1. An unexpected opening.  Levi understood that ‘you never get a second chance to make a first impression’ when he entered the Den playing his guitar and singing his sauce song.  This included the verse  “Hot Reggae Reggae sauce , it’s so nice I had to name it twice”.  The Dragons were almost slain at the outset.

2. Audience participation. Instead of presenting at them, he engaged with them through a product tasting, apparently of the hottest version of his sauce by mistake, or not.  By now Dragons, or some of them,  succumbing.

3. The likeability factor. In any pitch people buy people and here the charm of the man was irresistible, such that he was forgiven for some dreadful content errors. For example, mistakenly claiming orders 1000 times the actual!

No wonder that he  can claim  “I slayed dem dragons”.

Charisma, god given or learnt?

‘Learning to be like Obama’, the headline of an article in the Telegraph on Monday reporting that corporate high-fliers and politicians are queing up for charisma training.  Apart from the obvious, that  just now there is a distinct lack of charisma  among our allowances buffeted politicians, what are we talking about?

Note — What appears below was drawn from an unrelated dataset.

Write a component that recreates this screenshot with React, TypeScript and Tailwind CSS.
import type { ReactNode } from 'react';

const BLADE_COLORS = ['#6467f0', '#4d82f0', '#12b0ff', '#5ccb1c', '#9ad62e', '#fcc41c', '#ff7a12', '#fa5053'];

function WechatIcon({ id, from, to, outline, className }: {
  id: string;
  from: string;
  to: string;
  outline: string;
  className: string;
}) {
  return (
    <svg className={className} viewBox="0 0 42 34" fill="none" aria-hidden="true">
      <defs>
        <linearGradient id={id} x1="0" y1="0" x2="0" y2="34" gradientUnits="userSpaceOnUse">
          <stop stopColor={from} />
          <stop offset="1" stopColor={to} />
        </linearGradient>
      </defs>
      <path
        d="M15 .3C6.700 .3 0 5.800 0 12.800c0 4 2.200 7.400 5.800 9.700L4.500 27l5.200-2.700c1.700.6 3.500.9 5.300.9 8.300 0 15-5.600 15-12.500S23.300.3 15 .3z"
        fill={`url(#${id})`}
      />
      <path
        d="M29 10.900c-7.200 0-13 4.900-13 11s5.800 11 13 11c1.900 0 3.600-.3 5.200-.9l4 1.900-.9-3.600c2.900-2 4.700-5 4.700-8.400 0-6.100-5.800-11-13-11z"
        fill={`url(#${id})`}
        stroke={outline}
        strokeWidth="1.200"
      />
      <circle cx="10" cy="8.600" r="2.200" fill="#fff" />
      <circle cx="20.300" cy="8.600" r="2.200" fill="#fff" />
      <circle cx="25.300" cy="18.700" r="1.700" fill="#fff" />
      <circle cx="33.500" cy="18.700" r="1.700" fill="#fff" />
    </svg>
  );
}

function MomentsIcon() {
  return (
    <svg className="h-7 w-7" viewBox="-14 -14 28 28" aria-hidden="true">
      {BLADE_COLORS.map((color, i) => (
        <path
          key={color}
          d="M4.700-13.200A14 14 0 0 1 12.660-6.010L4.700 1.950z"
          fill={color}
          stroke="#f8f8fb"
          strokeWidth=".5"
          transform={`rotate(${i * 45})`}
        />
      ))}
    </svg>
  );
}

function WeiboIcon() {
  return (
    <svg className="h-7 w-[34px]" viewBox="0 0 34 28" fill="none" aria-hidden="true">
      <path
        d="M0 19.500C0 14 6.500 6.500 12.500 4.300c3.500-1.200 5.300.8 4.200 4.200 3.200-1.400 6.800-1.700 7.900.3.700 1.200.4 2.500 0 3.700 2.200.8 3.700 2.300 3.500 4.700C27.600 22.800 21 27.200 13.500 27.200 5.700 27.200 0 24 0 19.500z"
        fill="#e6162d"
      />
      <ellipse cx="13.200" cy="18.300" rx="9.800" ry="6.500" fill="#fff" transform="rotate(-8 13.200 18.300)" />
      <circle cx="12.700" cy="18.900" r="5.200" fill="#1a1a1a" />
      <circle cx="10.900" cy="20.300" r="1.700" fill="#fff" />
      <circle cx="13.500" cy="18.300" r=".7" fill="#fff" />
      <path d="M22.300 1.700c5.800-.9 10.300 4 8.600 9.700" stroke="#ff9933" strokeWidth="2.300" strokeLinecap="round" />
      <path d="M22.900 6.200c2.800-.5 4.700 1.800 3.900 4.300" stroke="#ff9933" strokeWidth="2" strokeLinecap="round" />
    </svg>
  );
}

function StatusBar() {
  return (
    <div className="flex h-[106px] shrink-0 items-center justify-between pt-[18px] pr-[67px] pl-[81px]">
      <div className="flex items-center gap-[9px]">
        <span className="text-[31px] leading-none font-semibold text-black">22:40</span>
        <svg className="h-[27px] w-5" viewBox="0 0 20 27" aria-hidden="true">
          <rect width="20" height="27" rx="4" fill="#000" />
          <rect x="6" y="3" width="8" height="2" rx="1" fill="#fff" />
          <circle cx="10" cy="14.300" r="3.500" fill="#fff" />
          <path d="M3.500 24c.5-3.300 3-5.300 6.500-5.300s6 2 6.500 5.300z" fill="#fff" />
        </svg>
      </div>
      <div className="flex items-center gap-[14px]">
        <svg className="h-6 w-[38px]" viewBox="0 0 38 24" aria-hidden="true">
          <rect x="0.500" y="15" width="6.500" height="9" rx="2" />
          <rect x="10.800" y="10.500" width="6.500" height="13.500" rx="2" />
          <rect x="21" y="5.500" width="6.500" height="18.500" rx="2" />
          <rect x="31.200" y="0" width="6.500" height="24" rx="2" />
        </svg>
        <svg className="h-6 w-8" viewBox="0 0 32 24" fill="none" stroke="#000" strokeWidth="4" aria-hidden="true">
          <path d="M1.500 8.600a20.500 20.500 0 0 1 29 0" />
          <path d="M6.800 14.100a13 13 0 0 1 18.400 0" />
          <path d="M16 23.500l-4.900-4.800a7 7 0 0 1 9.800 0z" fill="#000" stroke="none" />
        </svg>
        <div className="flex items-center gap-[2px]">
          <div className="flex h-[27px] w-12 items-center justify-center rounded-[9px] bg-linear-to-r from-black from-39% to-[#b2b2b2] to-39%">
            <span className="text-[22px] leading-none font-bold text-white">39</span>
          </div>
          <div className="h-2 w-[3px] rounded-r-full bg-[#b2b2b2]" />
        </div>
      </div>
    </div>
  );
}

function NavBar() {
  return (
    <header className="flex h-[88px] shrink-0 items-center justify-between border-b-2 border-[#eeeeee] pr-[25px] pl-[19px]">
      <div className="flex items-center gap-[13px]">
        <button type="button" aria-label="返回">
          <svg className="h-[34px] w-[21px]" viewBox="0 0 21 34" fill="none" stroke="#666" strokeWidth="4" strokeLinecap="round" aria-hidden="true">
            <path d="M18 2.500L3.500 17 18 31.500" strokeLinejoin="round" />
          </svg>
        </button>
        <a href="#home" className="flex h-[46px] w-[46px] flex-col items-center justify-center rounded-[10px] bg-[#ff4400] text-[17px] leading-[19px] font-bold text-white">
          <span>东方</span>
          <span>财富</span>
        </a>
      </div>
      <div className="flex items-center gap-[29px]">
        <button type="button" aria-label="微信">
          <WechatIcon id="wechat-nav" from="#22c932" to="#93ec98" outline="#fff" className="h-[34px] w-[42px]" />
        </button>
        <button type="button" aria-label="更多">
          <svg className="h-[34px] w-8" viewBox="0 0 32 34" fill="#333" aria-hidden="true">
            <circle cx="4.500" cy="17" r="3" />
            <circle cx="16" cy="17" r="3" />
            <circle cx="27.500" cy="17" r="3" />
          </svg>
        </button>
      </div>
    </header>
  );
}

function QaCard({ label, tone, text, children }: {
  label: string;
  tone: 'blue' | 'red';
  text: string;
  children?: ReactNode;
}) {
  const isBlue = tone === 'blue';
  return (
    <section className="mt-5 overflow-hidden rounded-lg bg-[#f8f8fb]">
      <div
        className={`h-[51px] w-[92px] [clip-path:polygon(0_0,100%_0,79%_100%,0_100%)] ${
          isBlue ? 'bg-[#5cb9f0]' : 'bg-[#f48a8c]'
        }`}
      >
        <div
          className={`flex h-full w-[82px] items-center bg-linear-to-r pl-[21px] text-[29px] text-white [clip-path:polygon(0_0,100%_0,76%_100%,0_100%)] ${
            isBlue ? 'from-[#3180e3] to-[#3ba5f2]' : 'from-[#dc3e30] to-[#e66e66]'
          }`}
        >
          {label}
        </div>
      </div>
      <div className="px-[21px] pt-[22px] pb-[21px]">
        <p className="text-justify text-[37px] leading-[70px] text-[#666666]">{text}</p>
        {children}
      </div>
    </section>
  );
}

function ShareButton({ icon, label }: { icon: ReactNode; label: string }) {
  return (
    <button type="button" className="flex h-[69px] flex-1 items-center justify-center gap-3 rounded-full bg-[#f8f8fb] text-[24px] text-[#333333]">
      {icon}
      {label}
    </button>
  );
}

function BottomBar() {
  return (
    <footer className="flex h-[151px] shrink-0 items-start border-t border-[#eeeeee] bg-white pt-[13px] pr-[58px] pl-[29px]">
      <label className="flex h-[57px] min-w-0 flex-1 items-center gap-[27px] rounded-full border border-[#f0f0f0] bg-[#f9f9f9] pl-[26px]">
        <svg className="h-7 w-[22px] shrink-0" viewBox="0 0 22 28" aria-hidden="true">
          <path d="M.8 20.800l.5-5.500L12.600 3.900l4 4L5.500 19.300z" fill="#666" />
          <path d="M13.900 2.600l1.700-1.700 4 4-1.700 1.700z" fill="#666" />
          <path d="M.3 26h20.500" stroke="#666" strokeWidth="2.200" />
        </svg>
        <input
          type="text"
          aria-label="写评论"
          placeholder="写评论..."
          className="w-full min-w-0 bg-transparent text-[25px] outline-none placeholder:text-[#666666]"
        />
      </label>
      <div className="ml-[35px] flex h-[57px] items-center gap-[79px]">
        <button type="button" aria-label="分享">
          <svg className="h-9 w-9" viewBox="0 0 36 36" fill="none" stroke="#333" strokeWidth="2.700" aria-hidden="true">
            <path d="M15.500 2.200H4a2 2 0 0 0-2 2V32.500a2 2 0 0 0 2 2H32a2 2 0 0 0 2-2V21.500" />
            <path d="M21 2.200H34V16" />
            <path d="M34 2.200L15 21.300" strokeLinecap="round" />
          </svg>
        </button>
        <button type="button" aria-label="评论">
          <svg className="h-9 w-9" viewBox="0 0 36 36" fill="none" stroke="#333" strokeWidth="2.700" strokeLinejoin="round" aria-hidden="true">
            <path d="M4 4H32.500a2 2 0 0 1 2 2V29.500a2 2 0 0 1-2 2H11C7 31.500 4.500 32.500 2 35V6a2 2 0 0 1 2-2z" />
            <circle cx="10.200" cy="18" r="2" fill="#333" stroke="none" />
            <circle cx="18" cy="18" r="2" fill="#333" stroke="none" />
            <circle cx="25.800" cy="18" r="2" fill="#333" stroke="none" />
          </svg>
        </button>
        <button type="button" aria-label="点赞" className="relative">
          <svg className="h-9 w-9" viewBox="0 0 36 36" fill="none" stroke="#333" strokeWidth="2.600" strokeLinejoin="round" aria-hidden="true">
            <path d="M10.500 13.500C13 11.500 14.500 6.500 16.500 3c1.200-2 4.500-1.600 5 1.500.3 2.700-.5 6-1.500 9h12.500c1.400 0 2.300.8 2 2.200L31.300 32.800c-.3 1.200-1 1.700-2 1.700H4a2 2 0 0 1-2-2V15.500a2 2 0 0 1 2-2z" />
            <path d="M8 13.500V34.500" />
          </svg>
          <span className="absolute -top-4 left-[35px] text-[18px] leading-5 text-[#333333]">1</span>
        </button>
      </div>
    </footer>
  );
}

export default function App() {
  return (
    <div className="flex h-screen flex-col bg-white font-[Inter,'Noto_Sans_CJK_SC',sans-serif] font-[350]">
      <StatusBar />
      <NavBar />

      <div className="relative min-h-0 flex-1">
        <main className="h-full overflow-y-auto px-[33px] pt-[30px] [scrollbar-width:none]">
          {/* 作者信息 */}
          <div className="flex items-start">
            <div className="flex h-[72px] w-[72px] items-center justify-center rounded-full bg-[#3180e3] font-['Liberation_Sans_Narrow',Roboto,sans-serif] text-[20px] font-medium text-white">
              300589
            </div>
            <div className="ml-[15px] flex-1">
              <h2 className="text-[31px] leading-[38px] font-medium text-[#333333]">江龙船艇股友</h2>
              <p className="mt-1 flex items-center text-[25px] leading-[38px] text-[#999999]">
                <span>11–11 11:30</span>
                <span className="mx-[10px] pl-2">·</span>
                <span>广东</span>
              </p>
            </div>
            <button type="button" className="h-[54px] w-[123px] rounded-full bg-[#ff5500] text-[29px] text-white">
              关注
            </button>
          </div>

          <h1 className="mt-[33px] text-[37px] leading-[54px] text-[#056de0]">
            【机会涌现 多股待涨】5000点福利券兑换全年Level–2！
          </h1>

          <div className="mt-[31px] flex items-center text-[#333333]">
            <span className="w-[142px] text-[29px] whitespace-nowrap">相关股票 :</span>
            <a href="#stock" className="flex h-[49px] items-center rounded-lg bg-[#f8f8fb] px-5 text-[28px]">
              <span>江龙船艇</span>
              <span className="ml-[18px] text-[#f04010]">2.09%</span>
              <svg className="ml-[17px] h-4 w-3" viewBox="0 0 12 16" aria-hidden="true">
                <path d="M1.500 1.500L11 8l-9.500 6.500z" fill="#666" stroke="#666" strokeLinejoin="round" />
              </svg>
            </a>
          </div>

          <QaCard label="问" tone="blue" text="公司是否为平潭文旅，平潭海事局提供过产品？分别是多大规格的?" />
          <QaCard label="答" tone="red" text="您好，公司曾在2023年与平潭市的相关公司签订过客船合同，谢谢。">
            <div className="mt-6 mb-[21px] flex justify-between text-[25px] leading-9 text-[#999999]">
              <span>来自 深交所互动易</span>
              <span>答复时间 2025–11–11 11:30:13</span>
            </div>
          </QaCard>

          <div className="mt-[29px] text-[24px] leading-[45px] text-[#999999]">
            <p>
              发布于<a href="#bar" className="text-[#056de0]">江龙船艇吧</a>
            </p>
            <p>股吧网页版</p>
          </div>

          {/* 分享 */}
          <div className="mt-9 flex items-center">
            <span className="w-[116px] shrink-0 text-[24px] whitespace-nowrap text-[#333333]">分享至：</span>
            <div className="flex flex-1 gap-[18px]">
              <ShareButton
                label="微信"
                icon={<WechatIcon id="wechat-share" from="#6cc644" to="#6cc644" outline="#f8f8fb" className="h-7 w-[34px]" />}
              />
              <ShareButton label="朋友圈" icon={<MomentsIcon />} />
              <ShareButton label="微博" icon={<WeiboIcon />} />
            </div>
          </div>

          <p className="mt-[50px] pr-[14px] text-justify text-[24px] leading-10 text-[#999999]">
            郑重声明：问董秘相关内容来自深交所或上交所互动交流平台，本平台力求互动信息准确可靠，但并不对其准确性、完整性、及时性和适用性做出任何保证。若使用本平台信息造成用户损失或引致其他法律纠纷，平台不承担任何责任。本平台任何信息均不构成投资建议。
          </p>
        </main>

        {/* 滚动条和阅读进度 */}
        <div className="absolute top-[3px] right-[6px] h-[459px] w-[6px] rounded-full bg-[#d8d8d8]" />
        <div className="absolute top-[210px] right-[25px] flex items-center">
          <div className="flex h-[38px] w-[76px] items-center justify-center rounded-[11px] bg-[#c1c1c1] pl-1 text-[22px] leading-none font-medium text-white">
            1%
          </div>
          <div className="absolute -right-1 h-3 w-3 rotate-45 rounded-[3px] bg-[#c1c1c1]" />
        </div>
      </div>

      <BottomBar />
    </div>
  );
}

The Collins dictionary definition reads  “it is the quality or power of an individual to attract, influence or inspire people”.   The rather more attractive Greek origin translates as ” the gift of grace”.

Is charisma an absolute?  Some people have it, others do not?  In the article, coach Molly Watson suggests, and I agree, that it can be a learned skill. Clearly some are more charismatic, more often, than others, but not all the time. In many of Obama’s recent interviews he has not been ‘charismatic’.  However, he certainly knows how to turn it on when it matters.

Then he delivers all the characteristics that are, as Molly Watson insists, important: “all the subconscious stuff, like tone of voice, body language, posture and other non-verbal cues”. Filming performances, and  playing back with no sound, allows her pupils to face up to their  own body language.

Two recent posts here, ‘When body language tells all’ ( June 5), and ‘ The eyes have it’ ( Feb 22),  touch on this with the reminder that only nine percent of the impression you make is purely verbal.

Rehearsal will enhance any performance in terms of  likeability, energy and confidence.  All ingredients of charisma.  And whilst you may not be quite like Obama, you can avoid the charisma by-pass!

Team body language.

My last post talked about the winning attitude of the Aussies. In this second Test, that attitude is being tested to the full as England look set to take a lead.

An interesting comment was made by one of the expert TV commentators as an  Australian bowler,  the very wayward Mitchell Johnson, was taken off as the English openers scored off  him at will.

The expert comment? “Now its upto him to give something back to the team”.  He was not talking about his fielding, he was talking about his body language!

This “giving something back” is much the same in a pitch. It can be the impression created by members of the team who are not presenting that can make the difference.

Are they fully engaged in listening intensely to their speaking colleague ? Even though they have heard it before.   Are they bringing totally commited energy to the table?

Or, are they going through the motions?  Worrying about their own contribution? Or, worse still, relaxing now their part is over?

Instinctively, and inevitably, the audience picks up on body language.  Do these people like each other?  Will I like working with them?

A touch of the Green Baggies?

Two weeks ago my post, Tennis Lessons, looked at one of the shared characteristics of tennis and cricket. They both can last a very long time,  relatively little with the ball in play, leaving plenty of time for focus on body language, the external signal of attitude.

In the case of the Aussies, particularly when it comes to the Ashes, their attitude has become the stuff of folklore.

Here are just a few  press comments over the last five days. “Can you feel it?  Here it comes, that familiar dark-green aura: unflappable, relentless, invincible.  They’re coming to get us”.

And this, also from the Telegraph: “It’s an expression chiselled by years in the sunshine, a squinting single-mindedness, a tunnel vision that excludes the peripheral flicker of doubt and self destructon.  Think you can beat me ?  Think again”.

In the event, thankfully, England’s (in Wales) tailenders came up with a bit of Aussie attitude of their own.

The lesson from the cricket pitch? Any prospect, whatever the declared criteria, will be  forming their judgement on attitude.  How hungry are they for my business?  How confident are they? Are they winners?

And the other lesson? It is the practice time in the nets, the rehearsal, that underpins the attitude!